Eastlake, who owns Vintage Berkeley Imports and Solano Cellars, curated a fine festival wine lineup. There are good medium-size wineries that the average music fan has probably heard of: Bonny Doon Vineyard, Iron Horse and Robert Sinskey. And there are even more great small wineries that people should get to know: A Donkey and Goat, Bedrock Wine Co., Copain, Peay.
"If you go to most music festivals, the food sucks, and there's no consideration given to the alcohol," Eastlake said. "But what is San Francisco known for? The beauty of doing this festival in San Francisco is, every one of my friends is really into Phoenix (the French band, left, not the city), and these are people who go to Nopa twice a week."
Eastlake said that the wine has gone in the opposite direction from the music this year, as he has added comparatively big names like Hess Collection and Murphy-Goode for the first time.
He tried to go bigger; he got Bedrock's Morgan Peterson-Twain, but Morgan's dad passed.
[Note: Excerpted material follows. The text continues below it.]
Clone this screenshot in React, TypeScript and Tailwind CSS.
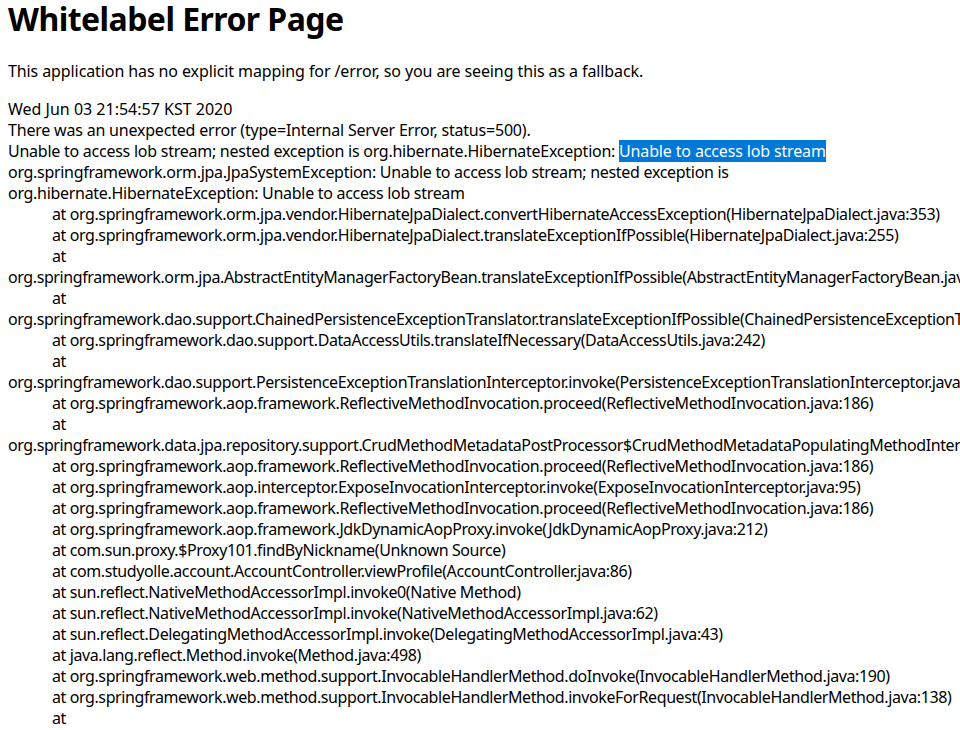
import React from "react";

const lines: { indent: boolean; text: string }[] = [
  { indent: true, text: "at org.springframework.orm.jpa.vendor.HibernateJpaDialect.convertHibernateAccessException(HibernateJpaDialect.java:353)" },
  { indent: true, text: "at org.springframework.orm.jpa.vendor.HibernateJpaDialect.translateExceptionIfPossible(HibernateJpaDialect.java:255)" },
  { indent: true, text: "at" },
  { indent: false, text: "org.springframework.orm.jpa.AbstractEntityManagerFactoryBean.translateExceptionIfPossible(AbstractEntityManagerFactoryBean.java:527)" },
  { indent: true, text: "at" },
  { indent: false, text: "org.springframework.dao.support.ChainedPersistenceExceptionTranslator.translateExceptionIfPossible(ChainedPersistenceExceptionTranslator.java:61)" },
  { indent: true, text: "at org.springframework.dao.support.DataAccessUtils.translateIfNecessary(DataAccessUtils.java:242)" },
  { indent: true, text: "at" },
  { indent: false, text: "org.springframework.dao.support.PersistenceExceptionTranslationInterceptor.invoke(PersistenceExceptionTranslationInterceptor.java:154)" },
  { indent: true, text: "at org.springframework.aop.framework.ReflectiveMethodInvocation.proceed(ReflectiveMethodInvocation.java:186)" },
  { indent: true, text: "at" },
  { indent: false, text: "org.springframework.data.jpa.repository.support.CrudMethodMetadataPostProcessor$CrudMethodMetadataPopulatingMethodInterceptor.invoke(CrudMethodMetadataPostProcessor.java:149)" },
  { indent: true, text: "at org.springframework.aop.framework.ReflectiveMethodInvocation.proceed(ReflectiveMethodInvocation.java:186)" },
  { indent: true, text: "at org.springframework.aop.interceptor.ExposeInvocationInterceptor.invoke(ExposeInvocationInterceptor.java:95)" },
  { indent: true, text: "at org.springframework.aop.framework.ReflectiveMethodInvocation.proceed(ReflectiveMethodInvocation.java:186)" },
  { indent: true, text: "at org.springframework.aop.framework.JdkDynamicAopProxy.invoke(JdkDynamicAopProxy.java:212)" },
  { indent: true, text: "at com.sun.proxy.$Proxy101.findByNickname(Unknown Source)" },
  { indent: true, text: "at com.studyolle.account.AccountController.viewProfile(AccountController.java:86)" },
  { indent: true, text: "at sun.reflect.NativeMethodAccessorImpl.invoke0(Native Method)" },
  { indent: true, text: "at sun.reflect.NativeMethodAccessorImpl.invoke(NativeMethodAccessorImpl.java:62)" },
  { indent: true, text: "at sun.reflect.DelegatingMethodAccessorImpl.invoke(DelegatingMethodAccessorImpl.java:43)" },
  { indent: true, text: "at java.lang.reflect.Method.invoke(Method.java:498)" },
  { indent: true, text: "at org.springframework.web.method.support.InvocableHandlerMethod.doInvoke(InvocableHandlerMethod.java:190)" },
  { indent: true, text: "at org.springframework.web.method.support.InvocableHandlerMethod.invokeForRequest(InvocableHandlerMethod.java:138)" },
  { indent: true, text: "at" },
];

export default function App() {
  return (
    <div
      className="h-[730px] w-[960px] overflow-hidden bg-white px-2 text-black"
      style={{ fontFamily: '"Noto Sans", "Noto Sans CJK KR", sans-serif' }}
    >
      <h1 className="-mt-[3px] mb-[20px] whitespace-nowrap text-[32px] font-bold leading-[44px] tracking-[-0.55px]">
        Whitelabel Error Page
      </h1>
      <p className="mb-[17px] whitespace-nowrap text-[16px] leading-[21px] tracking-[-0.1px]">
        This application has no explicit mapping for /error, so you are seeing this as a fallback.
      </p>
      <div className="text-[16px] leading-[21px] tracking-[-0.4px]">
        <div className="whitespace-nowrap tracking-[0px]">Wed Jun 03 21:54:57 KST 2020</div>
        <div className="whitespace-nowrap tracking-[-0.2px]">
          There was an unexpected error (type=Internal Server Error, status=500).
        </div>
        <div className="whitespace-pre tracking-[-0.25px]">
          Unable to access lob stream; nested exception is org.hibernate.HibernateException:{" "}
          <span className="bg-[#0078d7] tracking-[-0.15px] text-white">Unable to access lob stream</span>
        </div>
        <div className="whitespace-nowrap tracking-[-0.3px]">
          org.springframework.orm.jpa.JpaSystemException: Unable to access lob stream; nested exception is
        </div>
        <div className="whitespace-nowrap tracking-[-0.3px]">
          org.hibernate.HibernateException: Unable to access lob stream
        </div>
        {lines.map((l, i) => (
          <div key={i} className={l.indent ? "whitespace-nowrap pl-[44px]" : "whitespace-nowrap"}>
            {l.text}
          </div>
        ))}
      </div>
    </div>
  );
}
That's why there's no Constellation or Bronco or Gallo or Wine Group wines -- it's not because Eastlake didn't ask.
"To me, Ravenswood would be a great known winery to have. They wouldn't do it," Eastlake said. "I want to incorporate some of these bigger wineries because it could be a powerful marketing tool for them. It baffles me. Why would you not want to pour wine for 5000 people on a Sunday afternoon?"
The wines range from $8 to $20 for a 4-ounce pour. Two years ago, Silver Oak participated at $20 a glass and sold out. "People would walk up and say, 'I'll take four glasses'," Eastlake said.
But Eastlake's joy isn't in selling people what they know. He'd prefer for Tokyo Police Club fans to discover that they have an affinity for Peay Syrah.
"Some of these Peay wines, they cost $30 wholesale. To get a glass of that for $12 or $14 is a wonderful thing," Eastlake said.
I agree -- but there's that pesky $75 ticket fee. I'll be curious to see if the new emphasis on great food and wine saves the festival, or if Outside Lands folds its tent after this one. If so, at least it should have a good-tasting finish.